▶ **Description of the task**: Take from the listing each line that has the string "page".

▶ **Given information**:
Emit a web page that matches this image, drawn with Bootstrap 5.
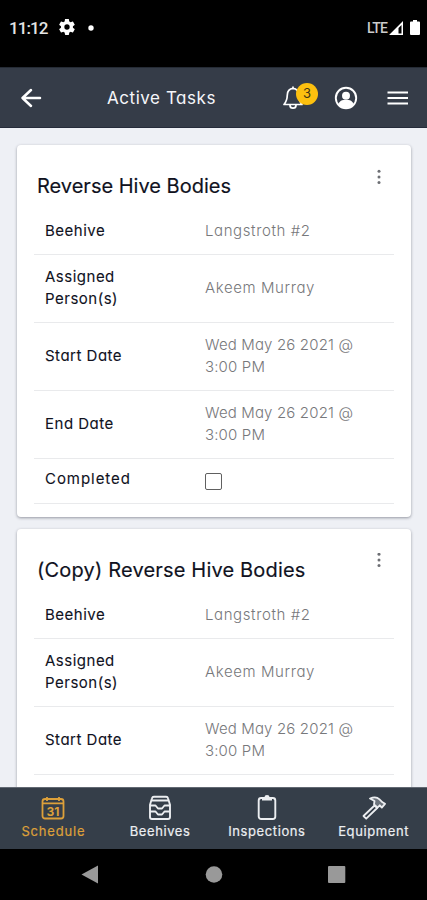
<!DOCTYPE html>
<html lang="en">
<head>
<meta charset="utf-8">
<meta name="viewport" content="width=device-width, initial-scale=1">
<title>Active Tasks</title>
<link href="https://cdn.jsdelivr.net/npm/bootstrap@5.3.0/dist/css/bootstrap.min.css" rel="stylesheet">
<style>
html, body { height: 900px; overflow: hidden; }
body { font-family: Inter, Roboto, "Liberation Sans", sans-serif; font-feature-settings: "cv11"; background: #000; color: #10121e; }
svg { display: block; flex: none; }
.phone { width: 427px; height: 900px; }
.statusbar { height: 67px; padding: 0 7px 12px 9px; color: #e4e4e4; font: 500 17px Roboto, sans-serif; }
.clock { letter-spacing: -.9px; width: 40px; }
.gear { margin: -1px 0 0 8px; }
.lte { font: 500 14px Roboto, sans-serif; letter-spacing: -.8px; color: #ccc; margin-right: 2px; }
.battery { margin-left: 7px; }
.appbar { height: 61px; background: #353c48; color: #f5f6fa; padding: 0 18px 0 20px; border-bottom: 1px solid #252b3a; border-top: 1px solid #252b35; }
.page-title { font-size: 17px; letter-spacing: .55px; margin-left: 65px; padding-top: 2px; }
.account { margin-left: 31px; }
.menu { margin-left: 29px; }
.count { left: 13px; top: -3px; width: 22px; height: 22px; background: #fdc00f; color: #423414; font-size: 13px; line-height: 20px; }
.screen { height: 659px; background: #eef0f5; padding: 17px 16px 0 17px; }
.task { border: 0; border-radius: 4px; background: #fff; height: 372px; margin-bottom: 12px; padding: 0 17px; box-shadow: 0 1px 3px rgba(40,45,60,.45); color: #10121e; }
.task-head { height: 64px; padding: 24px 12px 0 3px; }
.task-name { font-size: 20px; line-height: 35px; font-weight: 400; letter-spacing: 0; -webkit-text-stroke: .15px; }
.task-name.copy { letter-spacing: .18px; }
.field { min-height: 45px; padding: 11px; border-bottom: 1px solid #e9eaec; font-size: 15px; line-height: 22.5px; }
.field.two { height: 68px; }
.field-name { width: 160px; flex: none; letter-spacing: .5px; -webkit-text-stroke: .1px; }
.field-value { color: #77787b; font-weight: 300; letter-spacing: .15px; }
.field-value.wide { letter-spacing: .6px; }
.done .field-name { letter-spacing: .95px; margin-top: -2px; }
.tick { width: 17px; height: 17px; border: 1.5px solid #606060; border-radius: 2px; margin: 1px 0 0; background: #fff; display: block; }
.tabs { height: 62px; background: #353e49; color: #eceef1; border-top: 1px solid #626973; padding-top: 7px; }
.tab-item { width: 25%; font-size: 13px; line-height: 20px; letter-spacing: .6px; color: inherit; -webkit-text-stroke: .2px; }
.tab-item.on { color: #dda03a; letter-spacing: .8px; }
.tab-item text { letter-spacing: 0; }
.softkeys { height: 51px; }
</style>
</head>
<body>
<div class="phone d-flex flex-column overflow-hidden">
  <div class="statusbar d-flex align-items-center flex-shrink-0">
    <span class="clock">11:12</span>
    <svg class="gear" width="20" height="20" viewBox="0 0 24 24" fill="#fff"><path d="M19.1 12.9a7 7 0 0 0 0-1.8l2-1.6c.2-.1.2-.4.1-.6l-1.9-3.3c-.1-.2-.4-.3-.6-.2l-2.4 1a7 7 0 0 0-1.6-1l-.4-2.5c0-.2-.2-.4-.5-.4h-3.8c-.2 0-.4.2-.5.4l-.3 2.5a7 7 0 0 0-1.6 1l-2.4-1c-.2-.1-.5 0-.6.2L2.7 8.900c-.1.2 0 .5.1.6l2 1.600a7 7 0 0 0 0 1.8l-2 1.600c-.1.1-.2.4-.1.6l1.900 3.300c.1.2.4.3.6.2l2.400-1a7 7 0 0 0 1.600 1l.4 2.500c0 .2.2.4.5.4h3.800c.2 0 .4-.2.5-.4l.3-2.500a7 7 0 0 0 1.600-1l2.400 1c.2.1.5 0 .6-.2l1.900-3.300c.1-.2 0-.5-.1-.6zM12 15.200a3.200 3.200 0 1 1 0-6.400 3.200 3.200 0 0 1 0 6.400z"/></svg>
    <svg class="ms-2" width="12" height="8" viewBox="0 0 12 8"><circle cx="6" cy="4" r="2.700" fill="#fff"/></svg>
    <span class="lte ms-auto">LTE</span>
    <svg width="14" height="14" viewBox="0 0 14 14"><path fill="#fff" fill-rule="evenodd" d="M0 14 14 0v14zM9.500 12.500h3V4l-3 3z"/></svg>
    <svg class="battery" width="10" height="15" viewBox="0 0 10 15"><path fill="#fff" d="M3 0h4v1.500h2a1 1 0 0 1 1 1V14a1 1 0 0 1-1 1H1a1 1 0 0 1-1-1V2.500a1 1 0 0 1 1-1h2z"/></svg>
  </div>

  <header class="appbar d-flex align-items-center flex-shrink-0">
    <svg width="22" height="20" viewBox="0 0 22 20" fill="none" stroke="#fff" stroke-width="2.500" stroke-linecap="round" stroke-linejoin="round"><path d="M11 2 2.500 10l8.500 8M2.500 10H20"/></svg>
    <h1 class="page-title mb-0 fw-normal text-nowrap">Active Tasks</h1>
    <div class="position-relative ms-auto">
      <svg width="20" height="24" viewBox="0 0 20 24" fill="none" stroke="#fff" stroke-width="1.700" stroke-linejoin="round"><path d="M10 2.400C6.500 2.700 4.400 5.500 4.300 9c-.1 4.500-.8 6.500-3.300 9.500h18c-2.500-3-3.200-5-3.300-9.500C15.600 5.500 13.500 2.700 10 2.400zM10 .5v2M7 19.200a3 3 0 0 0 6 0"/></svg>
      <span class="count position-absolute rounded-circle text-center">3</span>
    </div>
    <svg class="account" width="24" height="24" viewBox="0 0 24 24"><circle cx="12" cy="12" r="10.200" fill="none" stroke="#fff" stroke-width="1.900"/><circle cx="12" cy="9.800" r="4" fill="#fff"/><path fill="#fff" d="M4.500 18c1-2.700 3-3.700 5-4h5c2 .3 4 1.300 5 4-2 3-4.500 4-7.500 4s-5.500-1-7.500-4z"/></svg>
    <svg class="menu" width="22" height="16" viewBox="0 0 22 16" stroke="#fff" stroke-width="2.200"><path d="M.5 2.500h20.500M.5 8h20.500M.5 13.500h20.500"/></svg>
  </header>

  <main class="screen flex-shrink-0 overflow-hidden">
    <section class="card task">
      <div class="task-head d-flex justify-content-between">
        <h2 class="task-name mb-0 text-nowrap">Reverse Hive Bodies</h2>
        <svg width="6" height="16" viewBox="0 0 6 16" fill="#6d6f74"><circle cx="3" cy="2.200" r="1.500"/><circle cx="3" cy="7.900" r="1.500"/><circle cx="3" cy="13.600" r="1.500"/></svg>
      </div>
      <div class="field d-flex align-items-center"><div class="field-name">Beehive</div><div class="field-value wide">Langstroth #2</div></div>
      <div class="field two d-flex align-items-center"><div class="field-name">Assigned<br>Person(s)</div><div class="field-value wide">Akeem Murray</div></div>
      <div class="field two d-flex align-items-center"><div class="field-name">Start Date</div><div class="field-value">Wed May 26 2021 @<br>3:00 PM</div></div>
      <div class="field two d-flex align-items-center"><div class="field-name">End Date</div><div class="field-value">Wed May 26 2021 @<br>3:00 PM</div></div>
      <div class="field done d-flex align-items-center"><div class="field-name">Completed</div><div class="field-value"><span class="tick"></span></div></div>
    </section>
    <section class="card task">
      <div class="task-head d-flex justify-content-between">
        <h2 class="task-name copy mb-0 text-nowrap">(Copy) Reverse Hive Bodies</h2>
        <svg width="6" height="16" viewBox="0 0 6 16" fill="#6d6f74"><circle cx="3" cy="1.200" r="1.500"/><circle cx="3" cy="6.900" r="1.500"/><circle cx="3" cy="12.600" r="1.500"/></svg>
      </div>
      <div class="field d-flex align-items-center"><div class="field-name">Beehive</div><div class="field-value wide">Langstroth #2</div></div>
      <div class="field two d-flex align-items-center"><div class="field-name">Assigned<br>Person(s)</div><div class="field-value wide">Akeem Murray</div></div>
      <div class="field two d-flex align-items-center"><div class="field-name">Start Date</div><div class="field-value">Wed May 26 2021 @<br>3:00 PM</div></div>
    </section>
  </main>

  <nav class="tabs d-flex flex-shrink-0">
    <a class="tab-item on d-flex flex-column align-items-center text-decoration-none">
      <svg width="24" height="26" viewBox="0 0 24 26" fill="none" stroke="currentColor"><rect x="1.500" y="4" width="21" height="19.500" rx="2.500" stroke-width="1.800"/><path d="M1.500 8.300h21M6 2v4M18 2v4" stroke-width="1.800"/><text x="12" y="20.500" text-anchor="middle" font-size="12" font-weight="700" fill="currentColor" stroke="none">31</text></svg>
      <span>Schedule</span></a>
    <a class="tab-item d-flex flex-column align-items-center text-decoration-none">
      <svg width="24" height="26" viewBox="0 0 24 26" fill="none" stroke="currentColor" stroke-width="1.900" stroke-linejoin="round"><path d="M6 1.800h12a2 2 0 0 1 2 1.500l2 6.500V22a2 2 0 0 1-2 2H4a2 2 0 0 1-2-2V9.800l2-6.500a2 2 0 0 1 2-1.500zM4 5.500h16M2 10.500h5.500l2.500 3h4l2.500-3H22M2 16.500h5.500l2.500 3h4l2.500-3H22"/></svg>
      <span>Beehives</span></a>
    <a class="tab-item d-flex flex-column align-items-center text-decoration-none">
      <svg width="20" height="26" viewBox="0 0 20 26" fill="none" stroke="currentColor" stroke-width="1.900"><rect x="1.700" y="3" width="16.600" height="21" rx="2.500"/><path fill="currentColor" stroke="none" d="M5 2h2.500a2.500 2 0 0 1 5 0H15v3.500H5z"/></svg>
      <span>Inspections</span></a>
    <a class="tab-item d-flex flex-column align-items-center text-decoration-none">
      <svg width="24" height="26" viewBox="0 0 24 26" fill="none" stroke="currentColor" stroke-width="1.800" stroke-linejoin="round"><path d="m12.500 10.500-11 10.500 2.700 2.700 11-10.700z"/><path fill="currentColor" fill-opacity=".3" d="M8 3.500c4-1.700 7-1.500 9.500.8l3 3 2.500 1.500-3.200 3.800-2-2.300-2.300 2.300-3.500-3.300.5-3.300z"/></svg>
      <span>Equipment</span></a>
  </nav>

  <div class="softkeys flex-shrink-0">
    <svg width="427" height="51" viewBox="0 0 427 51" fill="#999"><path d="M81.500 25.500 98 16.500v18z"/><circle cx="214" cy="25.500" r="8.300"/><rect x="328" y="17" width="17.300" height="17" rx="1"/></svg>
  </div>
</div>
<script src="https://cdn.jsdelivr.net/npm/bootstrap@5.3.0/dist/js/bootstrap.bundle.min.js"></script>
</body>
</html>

▶ **Solution for this exercise**:
Emit a web page that matches this image, drawn with Bootstrap 5.
.page-title { font-size: 17px; letter-spacing: .55px; margin-left: 65px; padding-top: 2px; }
    <h1 class="page-title mb-0 fw-normal text-nowrap">Active Tasks</h1>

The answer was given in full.